The poet's first published collection of his search for connections and meaningin today's fast-paced, fragmentary world.
Kendall Dunkelberg (1962- ) is a poet and teacher who lives with his wife, son, and their dog in a 100-year-old house, where he enjoys letting wildflowers grow in the yard and watching the spring and fall migrations of birds. His favorite flowers are spider lilies and spiderwort, and his favorite birds are cardinals and red-wing blackbirds, or maybe grackles and mocking birds, depending on his mood.

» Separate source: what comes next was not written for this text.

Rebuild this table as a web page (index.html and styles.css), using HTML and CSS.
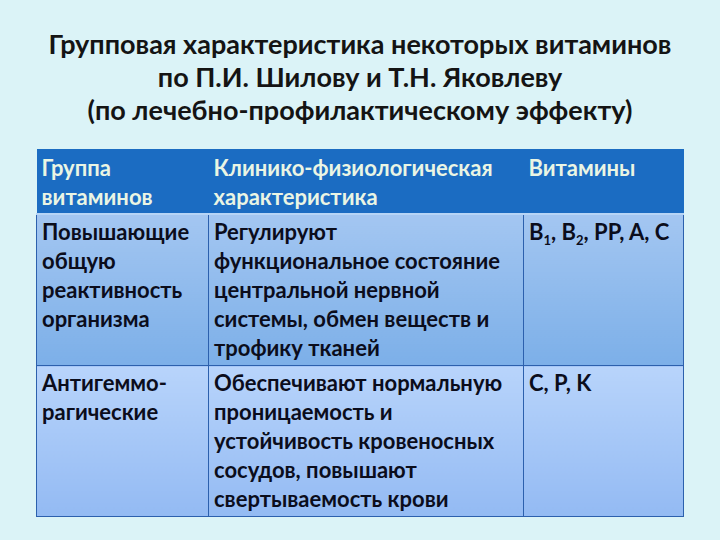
FILE: index.html
```html
<!DOCTYPE html>
<html lang="ru">
<head>
<meta charset="utf-8">
<title>Групповая характеристика витаминов</title>
<link rel="stylesheet" href="styles.css">
</head>
<body>
<div class="slide">
  <h1 class="title">Групповая характеристика некоторых витаминов<br>по П.И. Шилову и Т.Н. Яковлеву<br>(по лечебно-профилактическому эффекту)</h1>
  <table class="vit">
    <thead>
      <tr>
        <th class="c1">Группа<br>витаминов</th>
        <th class="c2">Клинико-физиологическая<br>характеристика</th>
        <th class="c3">Витамины</th>
      </tr>
    </thead>
    <tbody>
      <tr class="r1">
        <td>Повышающие<br>общую<br>реактивность<br>организма</td>
        <td>Регулируют<br>функциональное состояние<br>центральной нервной<br>системы, обмен веществ и<br>трофику тканей</td>
        <td>B<sub>1</sub>, B<sub>2</sub>, PP, A, C</td>
      </tr>
      <tr class="r2">
        <td>Антигеммо-<br>рагические</td>
        <td>Обеспечивают нормальную<br>проницаемость и<br>устойчивость кровеносных<br>сосудов, повышают<br>свертываемость крови</td>
        <td>C, P, K</td>
      </tr>
    </tbody>
  </table>
</div>
</body>
</html>
```
FILE: styles.css
```css
html, body {
  margin: 0;
  padding: 0;
  background: #dbf3f7;
}
.slide {
  width: 720px;
  height: 540px;
  padding-top: 27px;
  box-sizing: border-box;
  font-family: "Lato", "Open Sans", sans-serif;
  font-weight: 700;
}
.title {
  margin: 0 0 23px;
  text-align: center;
  font-size: 27px;
  line-height: 33px;
  font-weight: 700;
  color: #141414;
}
.vit {
  width: 648px;
  margin: 0 auto;
  border-collapse: collapse;
  font-size: 22px;
  line-height: 29px;
}
.vit th, .vit td {
  text-align: left;
  vertical-align: top;
  padding: 4px 4px 2px 5px;
  white-space: nowrap;
}
.vit td {
  padding-top: 2px;
  padding-bottom: 3px;
}
.vit th {
  background: #1b6cc2;
  color: #eaf5e4;
  font-weight: 700;
  border-bottom: 2px solid #b7d5f6;
}
.vit .c1 { width: 163px; }
.vit .c2 { width: 306px; }
.vit td {
  color: #0b0d1c;
  border: 1px solid #2c60ad;
}
.vit .r1 td {
  background: linear-gradient(#a3c6f1, #7cafe8);
}
.vit .r2 td {
  background: linear-gradient(#b8d4fb, #93baf3);
}
.vit sub {
  font-size: 13px;
  line-height: 0;
  vertical-align: -5px;
}
```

Dunkelberg was born and raised in Osage, Iowa. Prior to moving to Columbus, Mississippi, he lived in Galesburg and Chicago, Illinois; Ghent and Leuven, Belgium; Northfield, Minnesota; and Austin, Texas. He earned his BA in English/Creative Writing from Knox College, and his Ph.D. in Comparative Literature from the University of Texas at Austin. He received a Mellon Fellowship and and two Fulbright grants to study and teach in Belgium. Besides his own poetry, he has published many translations of Dutch poetry and fiction. He directs the Creative Writing concentration and the Eudora Welty Writers' Symposium at Mississippi University for Women, where he is Professor of English, teaching Creative Writing, World Literature, and Twentieth-Century Poetry.